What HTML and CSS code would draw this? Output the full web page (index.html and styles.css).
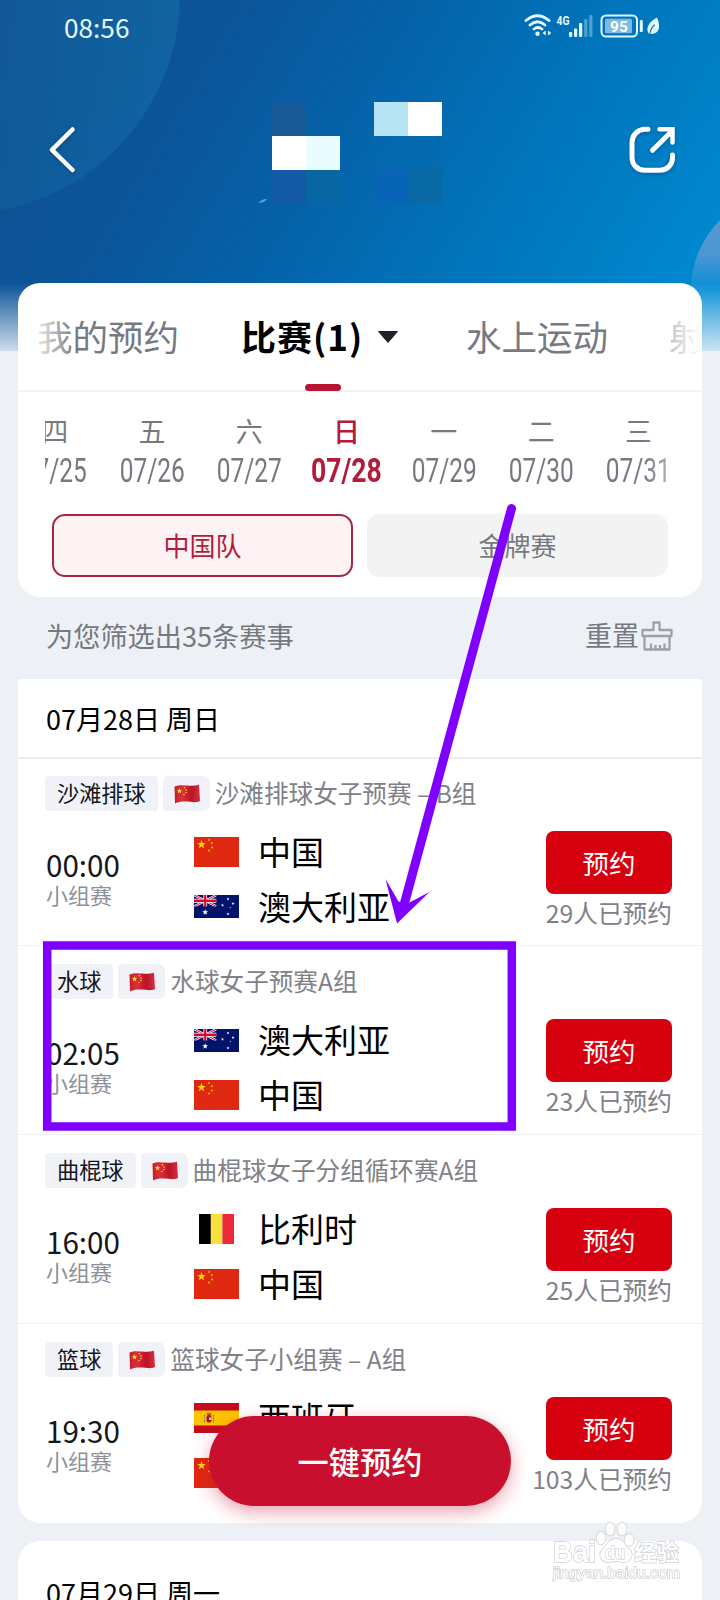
FILE: index.html
```html
<!DOCTYPE html>
<html lang="zh-CN">
<head>
<meta charset="utf-8">
<title>赛事预约</title>
<link rel="stylesheet" href="styles.css">
</head>
<body>
<svg class="defs" width="0" height="0">
  <defs>
    <path id="star" d="M0-10 2.35-3.2 9.5-3.1 3.8 1.2 5.9 8.1 0 4-5.9 8.1-3.8 1.2-9.5-3.1-2.35-3.2Z"/>
    <linearGradient id="wave" x1="0" x2="1"><stop offset="0" stop-color="#c3202f"/><stop offset=".3" stop-color="#dc2e3b"/><stop offset=".65" stop-color="#b91527"/><stop offset="1" stop-color="#d63040"/></linearGradient>
    <symbol id="cn" viewBox="0 0 45 30">
      <rect width="45" height="30" fill="#de2910"/>
      <g fill="#ffde00"><use href="#star" transform="translate(7.5 7.5) scale(.45)"/><use href="#star" transform="translate(15 3) rotate(20) scale(.15)"/><use href="#star" transform="translate(18 6) rotate(45) scale(.15)"/><use href="#star" transform="translate(18 10.5) scale(.15)"/><use href="#star" transform="translate(15 13.5) rotate(20) scale(.15)"/></g>
    </symbol>
    <symbol id="wavecn" viewBox="0 0 26 20">
      <path d="M.5 2.500C5 .5 9 1.200 13 1.500S21 2 25 .8L26 17c-4 2-8 .8-13 .6S5 17.500 1 19.500Z" fill="url(#wave)"/>
      <g fill="#ffd83c"><use href="#star" transform="translate(5.500 7) scale(.3)"/><circle cx="10.500" cy="3.800" r=".8"/><circle cx="12" cy="6" r=".8"/><circle cx="12" cy="8.500" r=".8"/><circle cx="10" cy="10.500" r=".8"/></g>
    </symbol>
    <symbol id="au" viewBox="0 0 45 23">
      <rect width="45" height="23" fill="#00146b"/>
      <svg width="22.500" height="11.500" viewBox="0 0 60 30" preserveAspectRatio="none">
        <path d="M0 0 60 30M60 0 0 30" stroke="#fff" stroke-width="6"/><path d="M0 0 60 30M60 0 0 30" stroke="#e4002b" stroke-width="2.500"/>
        <path d="M30 0v30M0 15h60" stroke="#fff" stroke-width="10"/><path d="M30 0v30M0 15h60" stroke="#e4002b" stroke-width="6"/>
      </svg>
      <g fill="#fff"><use href="#star" transform="translate(11.200 17.200) scale(.32)"/><use href="#star" transform="translate(34 4) scale(.16)"/><use href="#star" transform="translate(28.500 10.300) scale(.16)"/><use href="#star" transform="translate(39 8.500) scale(.16)"/><use href="#star" transform="translate(34 19) scale(.16)"/><circle cx="36.300" cy="12.500" r=".6"/></g>
    </symbol>
    <symbol id="es" viewBox="0 0 45 30">
      <rect width="45" height="30" fill="#c60b1e"/><rect y="7.500" width="45" height="15" fill="#ffc400"/>
      <rect x="12.500" y="12" width="5" height="7.500" rx="2" fill="#ad1519"/><rect x="15" y="14.500" width="2.500" height="2.500" fill="#d9d2d2"/>
      <path d="M12.500 10.500q2.500-1.500 5 0v1.500h-5Z" fill="#b5651d"/><path d="M10.500 12v8M19.500 12v8" stroke="#8e6b4a" stroke-width="1.200" stroke-dasharray="1.500 1"/>
    </symbol>
    <symbol id="be" viewBox="0 0 35 30"><rect width="12" height="30"/><rect x="11.700" width="11.700" height="30" fill="#f8e03c"/><rect x="23.400" width="11.600" height="30" fill="#ed2939"/></symbol>
  </defs>
</svg>

<div class="screen">
  <header class="hero">
    <svg class="hero-art" viewBox="0 0 720 350">
      <defs><linearGradient id="bubble" x1="0" y1="0" x2="0" y2="1"><stop offset="0" stop-color="#5f9ad4"/><stop offset=".32" stop-color="#4b96d3"/><stop offset=".5" stop-color="#058fd6"/><stop offset="1" stop-color="#0a93dc"/></linearGradient>
      <linearGradient id="disc" x1="0" y1="0" x2="1" y2="0"><stop offset=".2" stop-color="#1678ad" stop-opacity="0"/><stop offset="1" stop-color="#1678ad" stop-opacity=".42"/></linearGradient></defs>
      <circle cx="-40" cy="-6" r="220" fill="url(#disc)"/>
      <circle cx="790" cy="290" r="99" fill="url(#bubble)"/>
      <rect x="272" y="103" width="34" height="33" fill="#195a96"/>
      <rect x="272" y="170" width="34" height="34" fill="#125ba4"/>
      <rect x="306" y="170" width="34" height="34" fill="#0866a2"/>
      <rect x="374" y="170" width="34" height="34" fill="#0864b4"/>
      <rect x="408" y="170" width="34" height="34" fill="#0969a5"/>
      <rect x="374" y="136" width="68" height="34" fill="#0569b0" opacity=".5"/>
      <rect x="272" y="136" width="34" height="34" fill="#fff"/><rect x="306" y="136" width="34" height="34" fill="#e9fcff"/>
      <rect x="374" y="102" width="34" height="34" fill="#b8e5f6"/><rect x="408" y="102" width="34" height="34" fill="#fff"/>
      <path d="M258.500 203q3-4 8.500-4-2 3-8.500 4" fill="#5fa8d4"/>
    </svg>
    <div class="hero-fade"></div>
    <div class="status">
      <span class="clock">08:56</span>
      <svg width="138" height="26" viewBox="0 0 138 26" fill="none" stroke="#e3f8ff" stroke-linecap="round">
        <path d="M2 8.500Q13.500-1 25 8.500M6 13q7.500-6.500 15 0M10 17q4-3 8 0" stroke-width="2.800"/><circle cx="13.500" cy="21.800" r="2.200" fill="#e3f8ff" stroke="none"/>
        <path d="M21.700 18.500v5l-3.200-2.500ZM24 18.500v5l3.200-2.500Z" fill="#e3f8ff" stroke="none"/>
        <g stroke="none" fill="#e3f8ff"><rect x="45" y="20" width="3.200" height="5" rx="1"/><rect x="50" y="16.500" width="3.200" height="8.500" rx="1"/><rect x="55" y="11" width="3.200" height="14" rx="1"/><g opacity=".35"><rect x="60.200" y="7" width="3.200" height="18" rx="1"/><rect x="65.200" y="3" width="3.200" height="22" rx="1"/></g></g>
        <text x="32.500" y="12.500" class="net" textLength="13" lengthAdjust="spacingAndGlyphs">4G</text>
        <rect x="77.500" y="3.500" width="35.500" height="21" rx="4.500" stroke-width="2"/><rect x="81" y="6.800" width="27" height="14.500" rx="1.500" fill="#7fb8e3" stroke="none"/>
        <rect x="115.800" y="8" width="3" height="12" rx="1" fill="#e3f8ff" stroke="none"/>
        <text x="86" y="19.800" class="batt">95</text>
        <path d="M133 5.500c-9.500 5-11.500 12-8 16.500 8.500 1 13-5 8-16.500Z" fill="#e3f8ff" stroke="none"/><path d="M125.500 24q1-8 4.800-11" stroke="#0873b6" stroke-width="1.200"/>
      </svg>
    </div>
    <div class="navbar">
      <svg width="30" height="50" viewBox="0 0 30 50"><path d="M25.500 4.500 5 24.800 25.500 45" fill="none" stroke="#fff" stroke-width="4.500" stroke-linecap="round" stroke-linejoin="round"/></svg>
      <svg width="50" height="50" viewBox="0 0 50 50" fill="none" stroke="#fff" stroke-width="5" stroke-linecap="round" stroke-linejoin="round"><path d="M20 4.300h-3A13 13 0 0 0 4 17.300v15.500a12.500 12.500 0 0 0 12.500 12.500h15.500a12.500 12.500 0 0 0 12.500-12.500V30M24.500 25.300 43 7"/><path d="M31.500 4.300h13V17.500" stroke-width="4.500" stroke-linejoin="miter"/></svg>
    </div>
  </header>

  <section class="card filters">
    <nav class="tabs">
      <span class="tab">我的预约</span>
      <span class="tab active">比赛(1)<svg width="24" height="14" viewBox="0 0 24 14"><path d="M2.500 1.500h19L12 12.500Z" fill="#20222b" stroke="#20222b" stroke-linejoin="round"/></svg></span>
      <span class="tab third">水上运动</span>
      <span class="tab fourth">射</span>
    </nav>
    <div class="days">
      <div class="day"><span>四</span><b>07/25</b></div>
      <div class="day"><span>五</span><b>07/26</b></div>
      <div class="day"><span>六</span><b>07/27</b></div>
      <div class="day on"><span>日</span><b>07/28</b></div>
      <div class="day"><span>一</span><b>07/29</b></div>
      <div class="day"><span>二</span><b>07/30</b></div>
      <div class="day"><span>三</span><b>07/31</b></div>
    </div>
    <div class="chips"><span class="chip chosen">中国队</span><span class="chip">金牌赛</span></div>
  </section>

  <div class="summary">
    <span>为您筛选出35条赛事</span>
    <span class="reset">重置<svg width="34" height="32" viewBox="0 0 34 32" fill="none" stroke="#9da0aa" stroke-width="2.300" stroke-linejoin="round"><path d="M13.500 2.500h6v7.500h12v6H2.500v-6h11ZM4.500 16v13.500h25V16M11 29v-5.500M15.500 29v-4M20 29v-4M24.500 29v-5.500"/></svg></span>
  </div>

  <section class="card events">
    <h2>07月28日 周日</h2>
    <article class="event first">
      <div class="tags"><span class="tag">沙滩排球</span><span class="tag flag"><svg width="26" height="20"><use href="#wavecn"/></svg></span><span class="title">沙滩排球女子预赛 – B组</span></div>
      <div class="match"><div class="when"><span class="time">00:00</span><span class="stage">小组赛</span></div>
        <div class="teams"><div class="team"><svg width="45" height="30"><use href="#cn"/></svg><span>中国</span></div><div class="team"><svg width="45" height="23"><use href="#au"/></svg><span>澳大利亚</span></div></div>
        <div class="action"><button>预约</button><span>29人已预约</span></div></div>
    </article>
    <article class="event">
      <div class="tags"><span class="tag">水球</span><span class="tag flag"><svg width="26" height="20"><use href="#wavecn"/></svg></span><span class="title">水球女子预赛A组</span></div>
      <div class="match"><div class="when"><span class="time">02:05</span><span class="stage">小组赛</span></div>
        <div class="teams"><div class="team"><svg width="45" height="23"><use href="#au"/></svg><span>澳大利亚</span></div><div class="team"><svg width="45" height="30"><use href="#cn"/></svg><span>中国</span></div></div>
        <div class="action"><button>预约</button><span>23人已预约</span></div></div>
    </article>
    <article class="event">
      <div class="tags"><span class="tag">曲棍球</span><span class="tag flag"><svg width="26" height="20"><use href="#wavecn"/></svg></span><span class="title">曲棍球女子分组循环赛A组</span></div>
      <div class="match"><div class="when"><span class="time">16:00</span><span class="stage">小组赛</span></div>
        <div class="teams"><div class="team"><svg width="45" height="30"><use href="#be"/></svg><span>比利时</span></div><div class="team"><svg width="45" height="30"><use href="#cn"/></svg><span>中国</span></div></div>
        <div class="action"><button>预约</button><span>25人已预约</span></div></div>
    </article>
    <article class="event last">
      <div class="tags"><span class="tag">篮球</span><span class="tag flag"><svg width="26" height="20"><use href="#wavecn"/></svg></span><span class="title">篮球女子小组赛 – A组</span></div>
      <div class="match"><div class="when"><span class="time">19:30</span><span class="stage">小组赛</span></div>
        <div class="teams"><div class="team"><svg width="45" height="30"><use href="#es"/></svg><span>西班牙</span></div><div class="team"><svg width="45" height="30"><use href="#cn"/></svg><span>中国</span></div></div>
        <div class="action"><button>预约</button><span>103人已预约</span></div></div>
    </article>
  </section>

  <section class="card next"><h2>07月29日 周一</h2></section>

  <button class="book-all">一键预约</button>

  <svg class="marks" width="720" height="1600" viewBox="0 0 720 1600">
    <rect x="47.200" y="945.500" width="464.600" height="181" fill="none" stroke="#8000ff" stroke-width="8.500"/>
    <path d="M511.500 508.500 404 905" stroke="#8000ff" stroke-width="9" stroke-linecap="round"/>
    <path d="M397 923.500 385.500 879 398.500 901.500 407.500 903.500 429.500 892Z" fill="#8000ff"/>
    <g class="watermark">
      <text x="553" y="1562" class="brand" textLength="43" lengthAdjust="spacingAndGlyphs">Bai</text>
      <path d="M616 1539c8 0 9 7 14 11 4 4 1 12-6 12-4 0-5-1-8-1s-4 1-8 1c-7 0-10-7-6-12 5-4 6-11 14-11Z"/>
      <ellipse cx="601" cy="1538" rx="4.500" ry="6.500"/><ellipse cx="610" cy="1529" rx="4.500" ry="6.500"/><ellipse cx="622" cy="1529" rx="4.500" ry="6.500"/><ellipse cx="629" cy="1540" rx="4.500" ry="6"/>
      <text x="605" y="1559" class="du" textLength="20" lengthAdjust="spacingAndGlyphs">du</text>
      <text x="634" y="1560" class="exp" textLength="45" lengthAdjust="spacingAndGlyphs">经验</text>
      <text x="553" y="1578" class="url" textLength="127" lengthAdjust="spacingAndGlyphs">jingyan.baidu.com</text>
    </g>
  </svg>
</div>
</body>
</html>
```
FILE: styles.css
```css
* { box-sizing: border-box; }
body { margin: 0; font-family: "Noto Sans CJK SC", sans-serif; color: #000; }
svg { display: block; flex: none; }
button { border: 0; font: inherit; padding: 0; }
.defs { position: absolute; }
.screen { position: relative; width: 720px; height: 1600px; overflow: hidden; background: #edf1f6; }

.hero { position: relative; height: 351px; margin-bottom: -68px; background: linear-gradient(121deg, #114f90 0%, #0b559a 27%, #0562a8 45%, #0077bd 70%, #0088cf 92%); }
.hero-art, .hero-fade { position: absolute; inset: 0; }
.hero-fade { background: linear-gradient(rgba(237, 241, 247, 0) 283px, rgba(237, 241, 247, .85) 350px); }
.status { position: relative; display: flex; justify-content: space-between; padding: 12px 58px 0 64px; height: 54px; color: #e3f8ff; }
.clock { font-size: 26.2px; line-height: 30px; }
.net { font: bold 12.5px Roboto, sans-serif; fill: #e3f8ff; stroke: none; }
.batt { font: bold 15.5px Roboto, sans-serif; fill: #fff; stroke: none; }
.navbar { position: relative; display: flex; justify-content: space-between; padding: 71px 42px 0 47px; filter: drop-shadow(0 1px 2px rgba(0, 40, 90, .4)); }

.card { position: relative; width: 684px; margin: 0 18px; background: #fff; border-radius: 22px; }
.filters { height: 314px; }
.tabs { display: flex; align-items: center; height: 109px; padding: 0 0 2px 19px; border-bottom: 2px solid #f4f4f6; border-radius: 22px 22px 0 0; overflow: hidden; font-size: 35.5px; line-height: 52px; color: #777981; position: relative; white-space: nowrap; }
.tabs::before, .tabs::after { content: ""; position: absolute; z-index: 1; top: 28px; height: 60px; }
.tabs::before { left: 12px; width: 45px; background: linear-gradient(90deg, #fff, rgba(255, 255, 255, 0)); }
.tabs::after { right: 0; width: 50px; background: linear-gradient(270deg, #fff 2px, rgba(255, 255, 255, .3)); }
.tab { width: 204px; flex: none; }
.tab.active { display: flex; align-items: center; gap: 13px; width: 225px; color: #000; font-weight: 700; font-size: 35px; letter-spacing: 1px; }
.tab.active svg { margin-top: 2px; }
.filters::after { content: ""; position: absolute; left: 287px; top: 101px; width: 36px; height: 7px; border-radius: 4px; background: #ba1433; }
.fourth { width: 36px; }
.third { width: 203px; }
.days { display: flex; height: 122px; margin-left: 27px; width: 623px; overflow: hidden; padding-top: 20px; color: #777981; position: relative; }
.days::after { content: ""; position: absolute; right: 0; top: 0; width: 24px; height: 110px; background: linear-gradient(270deg, rgba(255, 255, 255, .4), rgba(255, 255, 255, 0)); }
.day { flex: none; width: 97.3px; display: flex; flex-direction: column; align-items: center; font-size: 27px; line-height: 38px; }
.day:first-child { margin-left: -39px; }
.day b { font: 400 34px/41px Roboto, sans-serif; transform: scaleX(.72); }
.on { color: #b41b3b; }
.on span { font-weight: 500; }
.day.on b { font-weight: 700; transform: scaleX(.78); }
.chips { display: flex; gap: 14px; padding: 0 34px; }
.chip { width: 301px; height: 63px; border-radius: 13px; background: #f3f3f4; font-size: 26px; line-height: 61px; text-align: center; color: #777981; }
.chosen { border: 2px solid #a72742; background: #fdf3f4; color: #b41b3b; line-height: 57px; }

.summary { display: flex; justify-content: space-between; align-items: center; height: 82px; padding: 0 46px 7px 46px; font-size: 27.2px; line-height: 36px; color: #777981; }
.reset { display: flex; align-items: center; gap: 1px; font-size: 27px; }
.reset svg { margin-top: 3px; }

.events { height: 844px; border-radius: 3px 3px 22px 22px; }
h2 { margin: 0; height: 80px; padding-left: 28px; border-bottom: 2px solid #ededf0; font-size: 27px; line-height: 79px; font-weight: 400; }
.event { height: 189px; padding: 18px 30px 0 27px; border-bottom: 1px solid #f1f1f4; }
.first { height: 187px; padding-top: 17px; }
.last { border: 0; }
.tags { display: flex; gap: 5px; height: 35px; }
.tag { padding: 0 12px; border-radius: 4px; background: #f0f2f7; font-size: 22.2px; line-height: 33px; color: #15161c; }
.flag { display: flex; align-items: center; padding: 0 10px 0 11px; border-radius: 4px 7px 7px 4px; }
.title { font-size: 24.6px; line-height: 33px; color: #808188; white-space: nowrap; }
.match { display: flex; padding-top: 14px; }
.when { display: flex; flex-direction: column; width: 149px; padding: 22px 0 0 1px; }
.time { font-size: 29.6px; line-height: 35px; color: #16171b; }
.stage { font-size: 22px; line-height: 24px; color: #909198; }
.teams { flex: 1; }
.team { display: flex; align-items: center; gap: 19px; height: 54px; font-size: 33px; line-height: 52px; }
.team span { margin-top: -2px; }
.team + .team { height: 55px; }
.action { display: flex; flex-direction: column; align-items: flex-end; padding-top: 6px; }
.action button { width: 126px; height: 63px; border-radius: 8px; background: #d7000f; color: #fff; font-size: 26.5px; line-height: 59px; }
.action span { font-size: 24.7px; line-height: 37px; color: #808188; }
.next { margin-top: 18px; height: 120px; }
.next h2 { padding-top: 12px; height: 100px; border: 0; }
.book-all { position: absolute; left: 209px; top: 1415.5px; width: 302px; height: 90px; border-radius: 45px; background: #c8102e; color: #fff; font-size: 31.2px; font-weight: 500; line-height: 86px; box-shadow: 0 6px 18px rgba(200, 16, 46, .38); }

.marks { position: absolute; left: 0; top: 0; }
.watermark { fill: #fff; stroke: #c6c8cd; stroke-width: 1.400; opacity: .85; paint-order: stroke; }
.brand { font: bold 29px "Liberation Sans", sans-serif; }
.du { font: bold 19px "Liberation Sans", sans-serif; }
.exp { font: bold 22px "Noto Sans CJK SC", sans-serif; }
.url { font: 15px "Liberation Sans", sans-serif; }
```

■ Requirements ■
Only the number is wanted: how many lines in the data include the word "styles"?

■ Exercise output ■
3